>> begin PROVIDED DATA
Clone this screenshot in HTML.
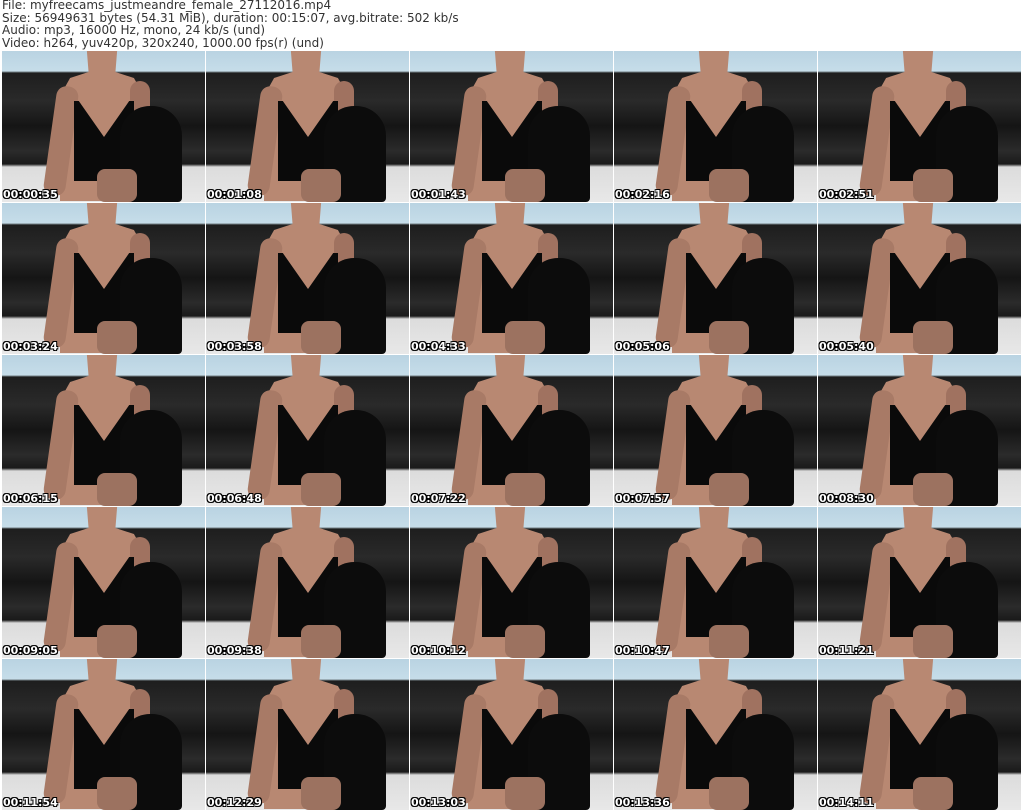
<!DOCTYPE html>
<html><head><meta charset="utf-8"><style>
body{margin:0;width:1024px;height:811px;background:#fff;position:relative;overflow:hidden;font-family:"DejaVu Sans","Liberation Sans",sans-serif}
.hd{position:absolute;left:2px;top:-1px;font-size:12px;line-height:12.6px;color:#333;white-space:pre}
.t{position:absolute;width:203px;height:151px;overflow:hidden;background:linear-gradient(#b9d3e2 0,#c6dde9 20px,#1e1e1e 22px,#2a2a2a 50px,#151515 75px,#2b2b2b 100px,#1a1a1a 113px,#dcdcdc 116px,#e8e8e8 151px)}
.t div{position:absolute}
.sk{left:58px;top:0;width:84px;height:150px;background:#b88872;clip-path:polygon(32% 0,68% 0,66% 14%,88% 18%,100% 30%,100% 100%,0 100%,0 30%,12% 18%,34% 14%)}
.ar{left:48px;top:35px;width:22px;height:110px;background:#a87a66;border-radius:10px;transform:rotate(8deg)}
.ar2{left:128px;top:30px;width:20px;height:70px;background:#a07260;border-radius:10px}
.bk{left:72px;top:50px;width:60px;height:80px;background:#0a0a0a;clip-path:polygon(0 0,8% 0,50% 45%,92% 0,100% 0,100% 100%,0 100%)}
.lg{left:118px;top:55px;width:62px;height:96px;background:#0c0c0c;border-radius:30px 30px 4px 4px}
.th{left:95px;top:118px;width:40px;height:33px;background:#9c7260;border-radius:8px}
.ts{left:1px;bottom:1px;color:#fff;font-weight:bold;font-size:11px;text-shadow:1px 1px 0 #000,-1px -1px 0 #000,1px -1px 0 #000,-1px 1px 0 #000}
</style></head><body>
<div class="hd">File: myfreecams_justmeandre_female_27112016.mp4
Size: 56949631 bytes (54.31 MiB), duration: 00:15:07, avg.bitrate: 502 kb/s
Audio: mp3, 16000 Hz, mono, 24 kb/s (und)
Video: h264, yuv420p, 320x240, 1000.00 fps(r) (und)</div>
<div id="g"></div>
<script>
var ts=["00:00:35","00:01:08","00:01:43","00:02:16","00:02:51","00:03:24","00:03:58","00:04:33","00:05:06","00:05:40","00:06:15","00:06:48","00:07:22","00:07:57","00:08:30","00:09:05","00:09:38","00:10:12","00:10:47","00:11:21","00:11:54","00:12:29","00:13:03","00:13:36","00:14:11"];
var h="";
for(var i=0;i<25;i++){var c=i%5,r=Math.floor(i/5);
h+='<div class="t" style="left:'+(2+c*204)+'px;top:'+(51+r*152)+'px"><div class="sk"></div><div class="ar"></div><div class="ar2"></div><div class="bk"></div><div class="lg"></div><div class="th"></div><div class="ts">'+ts[i]+'</div></div>';}
document.getElementById("g").innerHTML=h;
</script>
</body></html>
>> end PROVIDED DATA
- WHAT THE EXERCISE ASKS -
Without including any pictures, print all of the material exactly as given.

- CORRECT RESPONSE -
Clone this screenshot in HTML.
<!DOCTYPE html>
<html><head><meta charset="utf-8"><style>
body{margin:0;width:1024px;height:811px;background:#fff;position:relative;overflow:hidden;font-family:"DejaVu Sans","Liberation Sans",sans-serif}
.hd{position:absolute;left:2px;top:-1px;font-size:12px;line-height:12.6px;color:#333;white-space:pre}
.t{position:absolute;width:203px;height:151px;overflow:hidden;background:linear-gradient(#b9d3e2 0,#c6dde9 20px,#1e1e1e 22px,#2a2a2a 50px,#151515 75px,#2b2b2b 100px,#1a1a1a 113px,#dcdcdc 116px,#e8e8e8 151px)}
.t div{position:absolute}
.sk{left:58px;top:0;width:84px;height:150px;background:#b88872;clip-path:polygon(32% 0,68% 0,66% 14%,88% 18%,100% 30%,100% 100%,0 100%,0 30%,12% 18%,34% 14%)}
.ar{left:48px;top:35px;width:22px;height:110px;background:#a87a66;border-radius:10px;transform:rotate(8deg)}
.ar2{left:128px;top:30px;width:20px;height:70px;background:#a07260;border-radius:10px}
.bk{left:72px;top:50px;width:60px;height:80px;background:#0a0a0a;clip-path:polygon(0 0,8% 0,50% 45%,92% 0,100% 0,100% 100%,0 100%)}
.lg{left:118px;top:55px;width:62px;height:96px;background:#0c0c0c;border-radius:30px 30px 4px 4px}
.th{left:95px;top:118px;width:40px;height:33px;background:#9c7260;border-radius:8px}
.ts{left:1px;bottom:1px;color:#fff;font-weight:bold;font-size:11px;text-shadow:1px 1px 0 #000,-1px -1px 0 #000,1px -1px 0 #000,-1px 1px 0 #000}
</style></head><body>
<div class="hd">File: myfreecams_justmeandre_female_27112016.mp4
Size: 56949631 bytes (54.31 MiB), duration: 00:15:07, avg.bitrate: 502 kb/s
Audio: mp3, 16000 Hz, mono, 24 kb/s (und)
Video: h264, yuv420p, 320x240, 1000.00 fps(r) (und)</div>
<div id="g"></div>
<script>
var ts=["00:00:35","00:01:08","00:01:43","00:02:16","00:02:51","00:03:24","00:03:58","00:04:33","00:05:06","00:05:40","00:06:15","00:06:48","00:07:22","00:07:57","00:08:30","00:09:05","00:09:38","00:10:12","00:10:47","00:11:21","00:11:54","00:12:29","00:13:03","00:13:36","00:14:11"];
var h="";
for(var i=0;i<25;i++){var c=i%5,r=Math.floor(i/5);
h+='<div class="t" style="left:'+(2+c*204)+'px;top:'+(51+r*152)+'px"><div class="sk"></div><div class="ar"></div><div class="ar2"></div><div class="bk"></div><div class="lg"></div><div class="th"></div><div class="ts">'+ts[i]+'</div></div>';}
document.getElementById("g").innerHTML=h;
</script>
</body></html>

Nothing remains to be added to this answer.